[Ocfs2-users] Ocfs2-users Digest, Vol 130, Issue 1

Thu Nov 13 06:16:05 PST 2014

Hi Jon,

The kernel you are using includes the ocfs2 kernel modules at version 
1.6.3. The global heartbeat feature was introduced in ocfs2 1.8.

I haven't checked whether any of the 2.6.32-based uek's include ocfs2 
1.8, but certainly the 2.6.39 and later (aka uek2, uek3) ones do.

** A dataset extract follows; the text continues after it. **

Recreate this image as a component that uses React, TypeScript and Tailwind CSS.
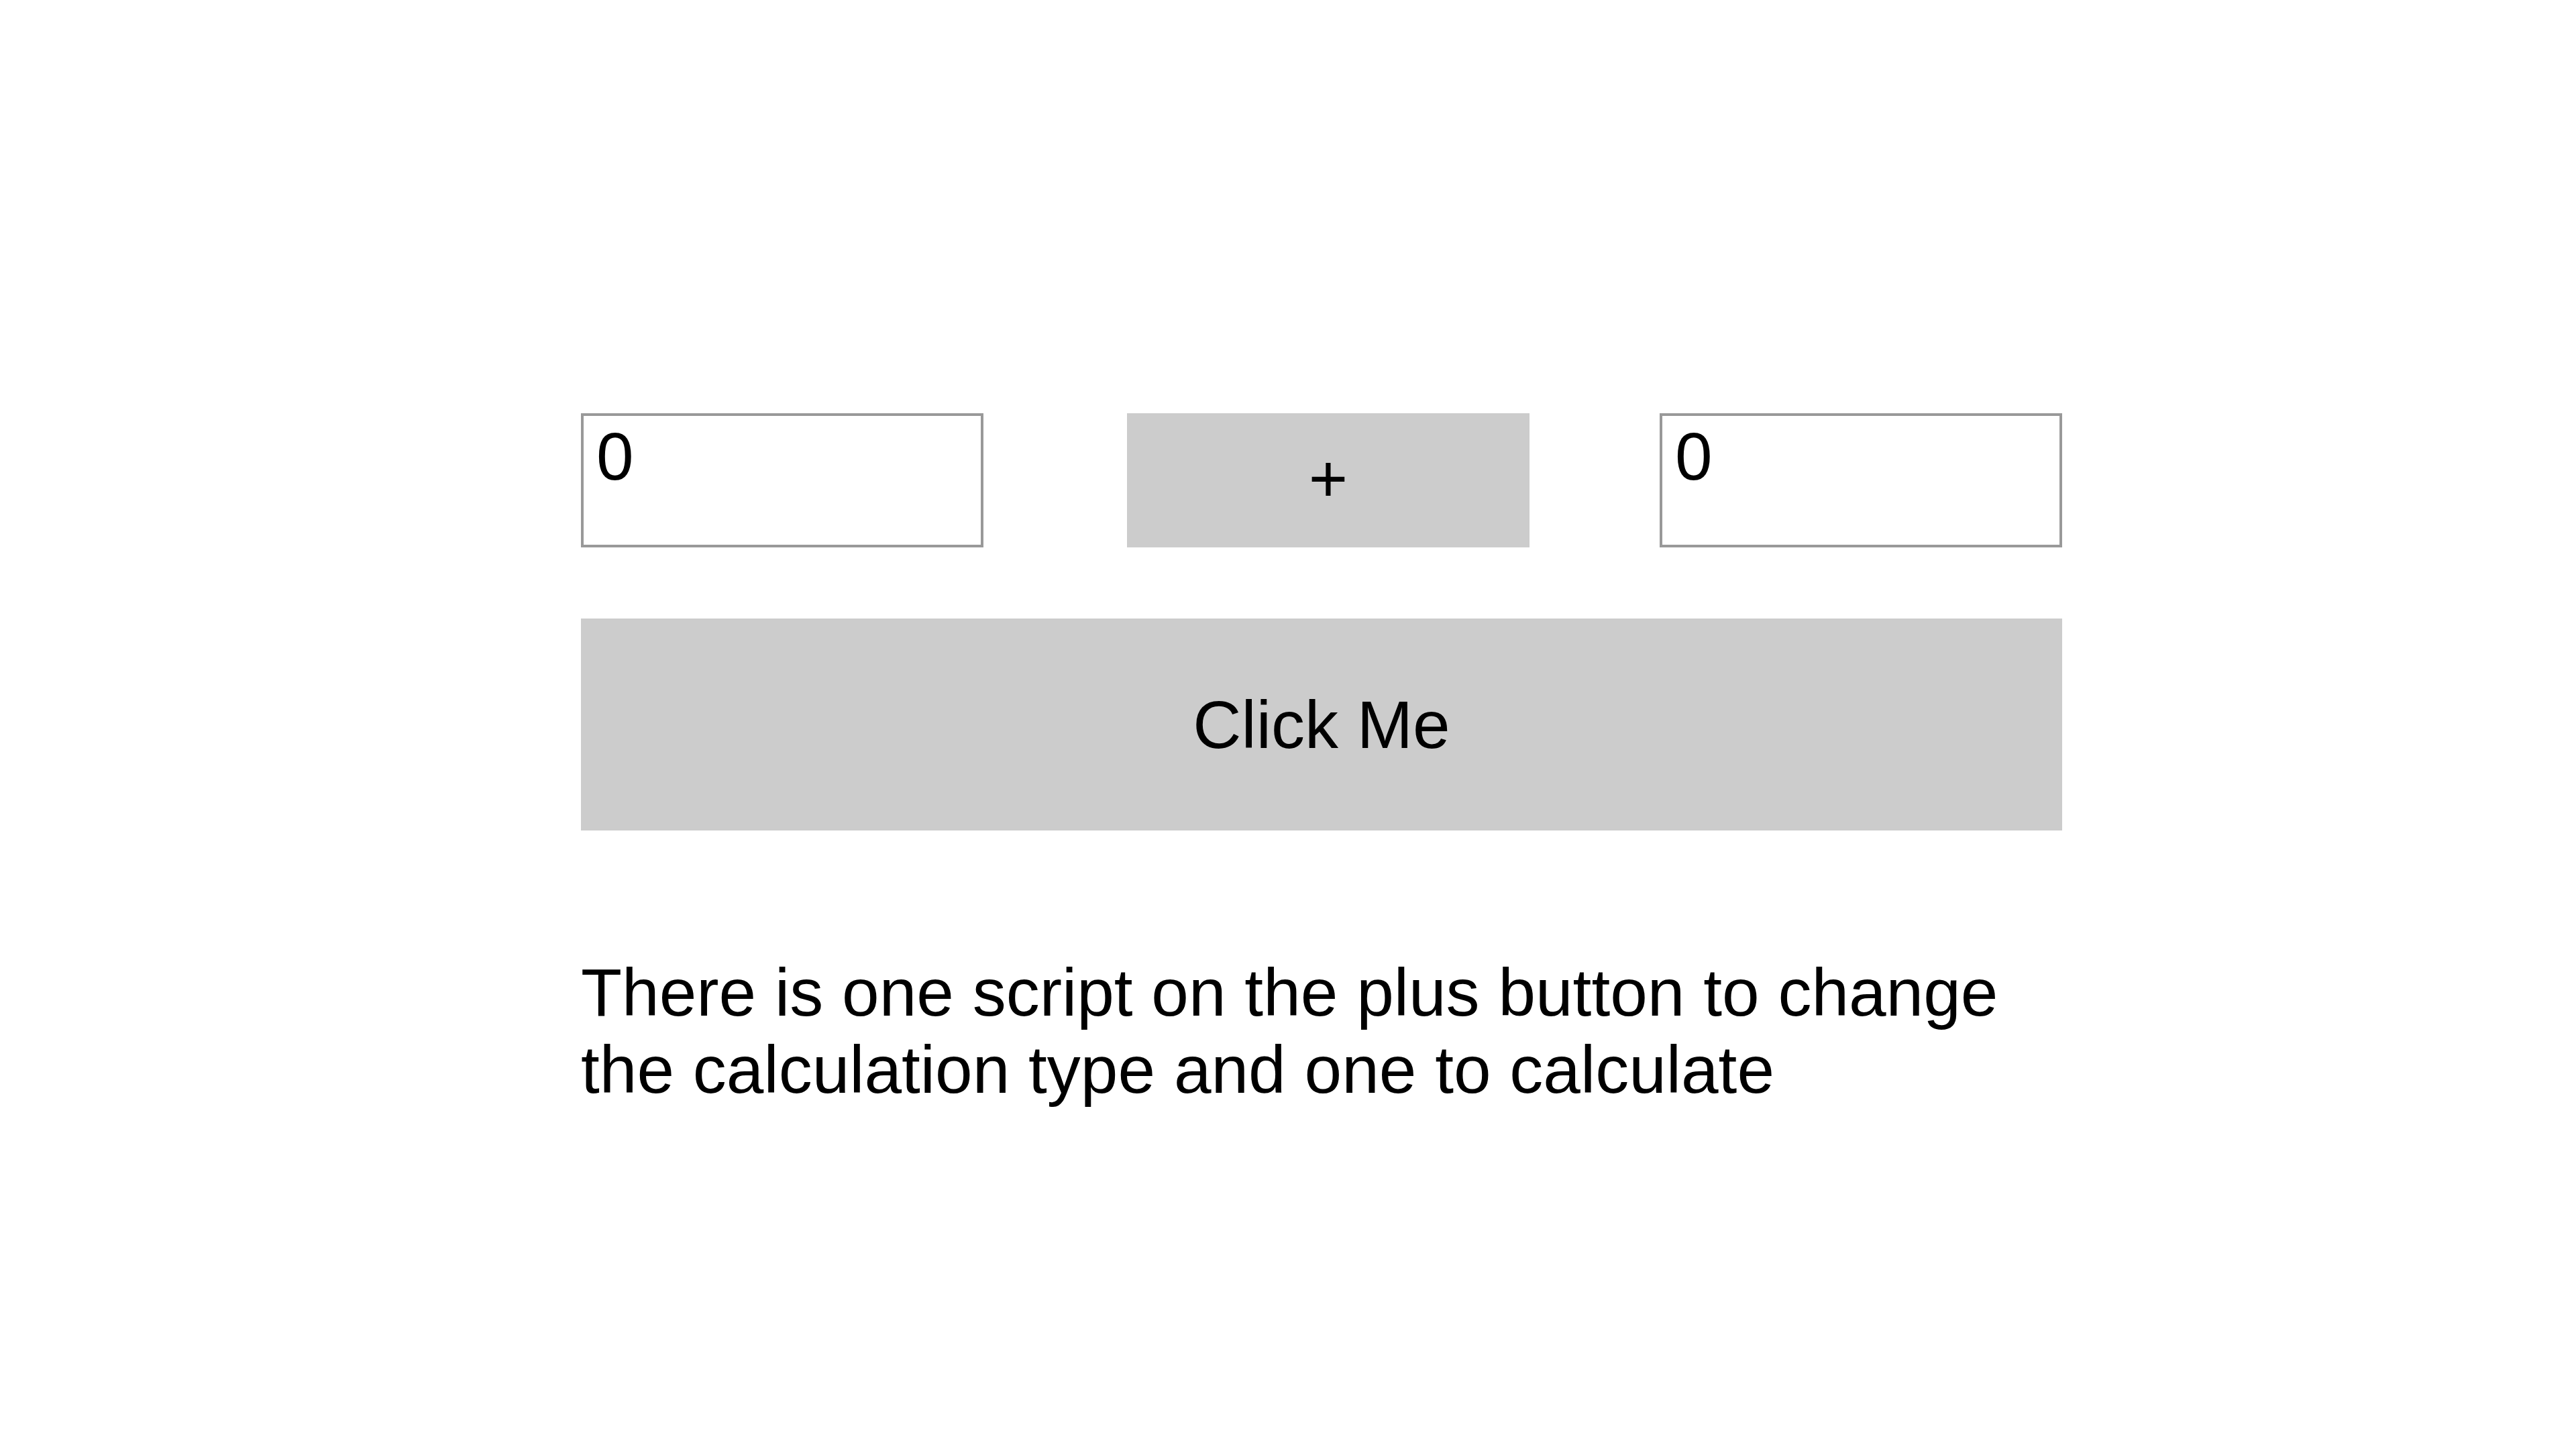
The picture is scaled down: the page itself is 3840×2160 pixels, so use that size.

I assume from below you have an Oracle support license - at least for 
rdbms if not Oracle Linux. When using ocfs2 for rdbms resources, your 
rdbms license entitles you to ocfs2 support via MOS, though for 
general-purpose ocfs2 issues an Oracle Linux Support contract needs to 
be in place. This would have a separate CSI from that of licensed 
products - obviously open-source products are not licensed, but if you 
require support you need a support contract.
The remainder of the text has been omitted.